For the month before that, I was working with Liturgy on their new record.  It’s an immense record – intricate and beautiful and fucking heavy – and its the culmination of years of work by Hunter, the band, and many others.  I am thrilled to have been a part of this album, and absolutely can’t wait for people to hear it.  We recorded at the illustrious Strange Weather in Brooklyn, with additional recording and production done by my long-time friend and associate Frank Musarra, and mixed at Doctor Wu’s.  I wish I had something from it to share, but I don’t, so just watch this clip of them playing with Peter Fonda on drums instead.

 

Watch WE THE ECONOMY – This Won’t Hurt a Bit on Vimeo.

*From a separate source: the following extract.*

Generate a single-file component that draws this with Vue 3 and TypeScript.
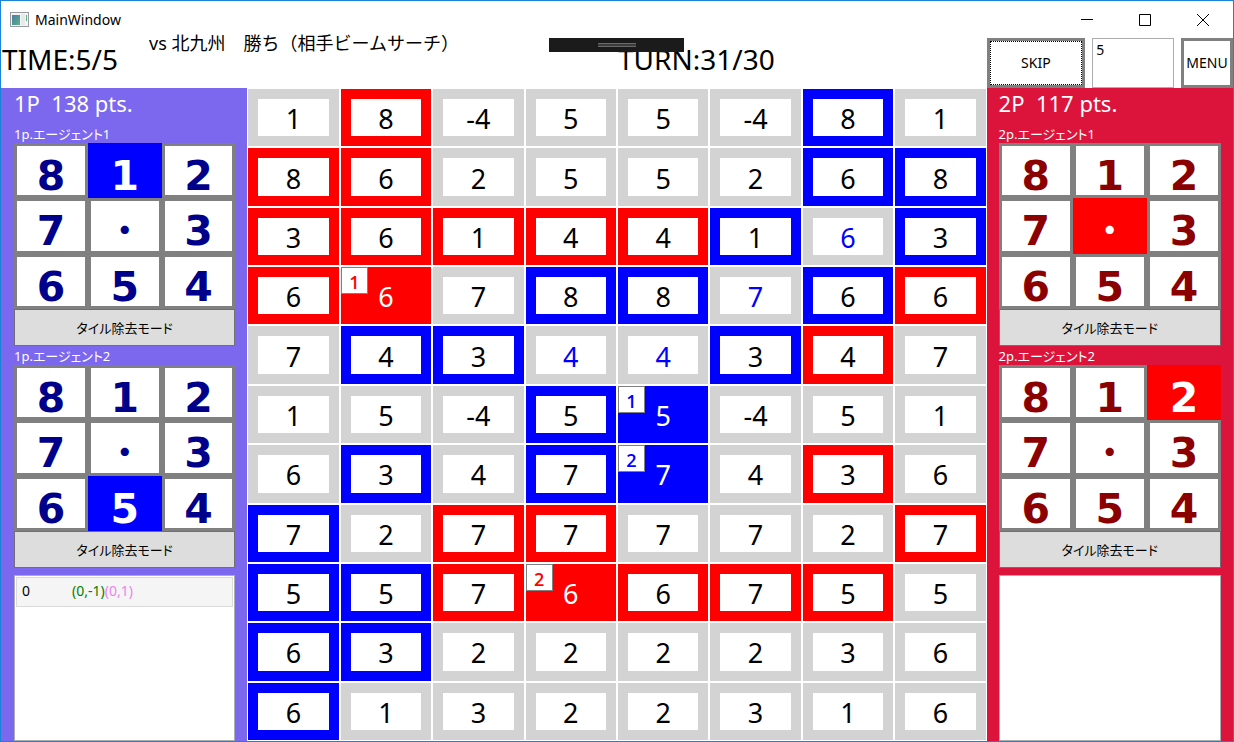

I do have plenty of other stuff to share though, like this short film by Mary Harron (director of American Psycho and I Shot Andy Warhol) that I sound-designed and mixed.  It’s a part of We the Economy, a series of shorts about the US economy, produced by Morgan Spurlock (Super Size Me) and Paul Allen (co-founder of Microsoft), which screened for free last month and are currently streaming online with supplemental information about the wide variety of topics covered.  Mary’s is called This Won’t Hurt a Bit, and is about the the history and sorry current shape of the American healthcare system.  Bob Balaban, Lili Taylor, and many other familiar faces appear – this was really fun to work on.

 

 

There are several new releases out this week that I worked on as well.  I co-mixed the new Dream Police record Hypnotized with Kyle Keays-Hagerman at Doctor Wu’s in the spring, and it’s out now on Sacred Bones.  Dream Police is Mark and Nick from the Men, and this record veers way off into psychedelia and synth-rock, getting comparisons like “a scuzzy and potent take on that whole Drive soundtrack sound” and “a demented Dire Straits record”.  The record premiered on Pitchfork Advance, and made it into Stereogum’s Heavy Rotation – check it out!

 

 

The new Future Punx EP I’m So Inspired is also out this week via Dull Tools.  Drummer and swell guy Jason Kelly recorded and mixed much of this (with the basics tracked at Rubber Tracks), and we worked at Doctor Wu’s to finish the mixes and master.  It’s got a classic new wave vibe, like some lost classic from the early 80s, hitting all the right notes for people pining for more bands like Devo, the Units, and Tom Tom Club.  Noisey debuted the song “Forgive the Doubt”, and Impose posted the video for “Spike Train”, their track with Parquet Courts on the LAMC series (and which we mastered in the same sessions).  People between NYC and Texas should make a point of checking them out on tour, and people everyone should listen to the EP, streaming above and on sale now.

 

 

Parkay Quarts/Parquet Courts have a new record called Content Nausea out this week as well.  Austin and Andrew recorded and mixed this themselves about six weeks ago (fastest turnaround ever, no big deal), though some work we did together during the Sunbathing Animal/Tally sessions shows up here as well.  I love the detours and explorations they take as “Parkay Quarts“, and it’s cool to see some old favorites re-imagined and find a home alongside some killer new stuff.  Of note is the mastering job by Joe LaPorta at Sterling Sound and how cohesive these recordings made on a 4-track cassette, on an 8-track reel-to-reel, in Ableton sessions, and from a karaoke jam sound together.  Awesome all around – check it out above, out now on What’s Your Rupture/Rough Trade.

Lots more happening now – thanks for reading!